C. Les contraintes qui pèsent sur les structures industrielles de production

Bien que les quantités d’eau utilisées dans l’industrie ne représentent qu’entre 5 et 7 % de l’ensemble de la consommation totale d’eau dans le bassin du Jourdain, c’est, après les usages domestiques, le secteur qui a le plus fort taux de progression en terme de consommation d’eau depuis quelques décennies. En Israël, la part de l’eau consommée dans l’industrie a doublé entre 1960 et 1990.
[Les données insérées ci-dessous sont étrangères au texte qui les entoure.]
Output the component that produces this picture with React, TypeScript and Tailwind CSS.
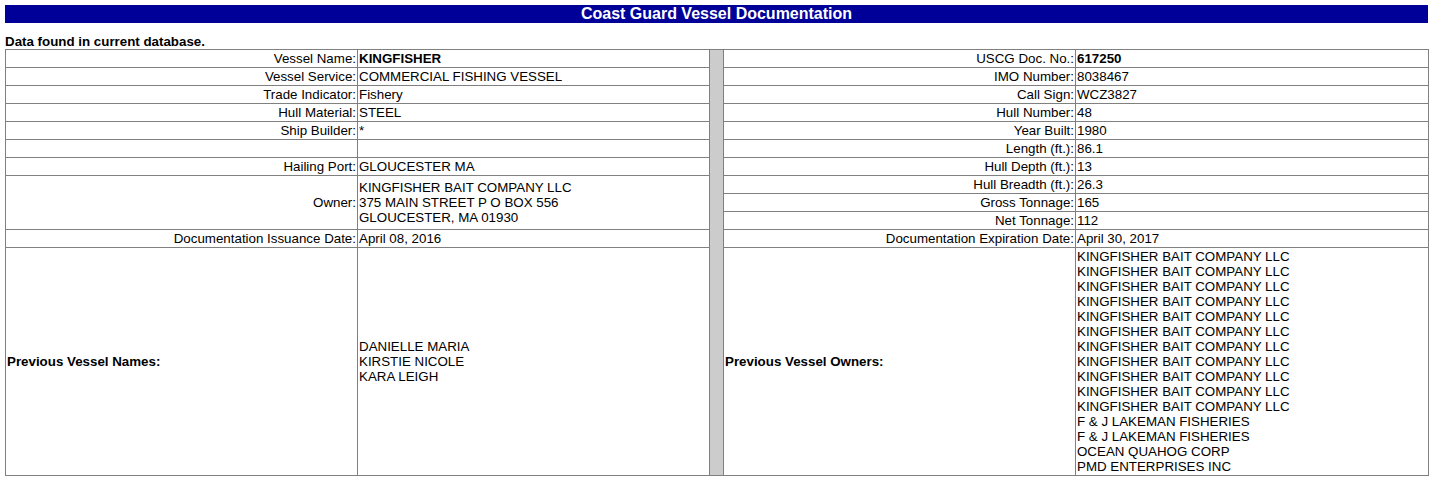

L’essor industriel est soumis à toute une série de contraintes externes qui empêchent son essor, à l’exception d’Israël. Tout d’abord, il entre en concurrence avec les activités agricoles qui occupent une place prépondérante dans cette région, et dans un contexte de pénurie, le choix se fait bien souvent au détriment de l’industrie. Ensuite, les coûts de production sont beaucoup plus élevés dans l’industrie que dans l’agriculture car non seulement les technologies requises sont plus lourdes pour la production industrielle, le traitement de l’eau y est souvent plus contraignant (l’irrigation ne nécessite pas de moyens techniques très développés même la micro-irrigation) et les quantités d’eau plus conséquentes : une conserve de légumes demande 3 litres d’eau, il faut 100 litres pour un kg de papier, 4 500 litres pour une tonne de ciment, 280 000 litres pour produire une tonne d’acier…

Notes

  • Se reporter également à la fiche de notions intitulée : « Le principe de vulnérabilité ».

  • (1) En tenant compte des différences naturelles et culturelles dans l’interprétation des données : ex, un pays tempéré dont l’agriculture repose sur une culture pluviale, comparé à un pays qui pratique plutôt l’irrigation.

  • (2) Source IIMI, 1992

  • (3) Source : Institut de Recherche appliquée de Jérusalem (dir. Jad Isaac), 1999. Cet institut est une organisation à but non lucratif qui œuvre pour l’équilibre durable dans les Territoires palestiniens.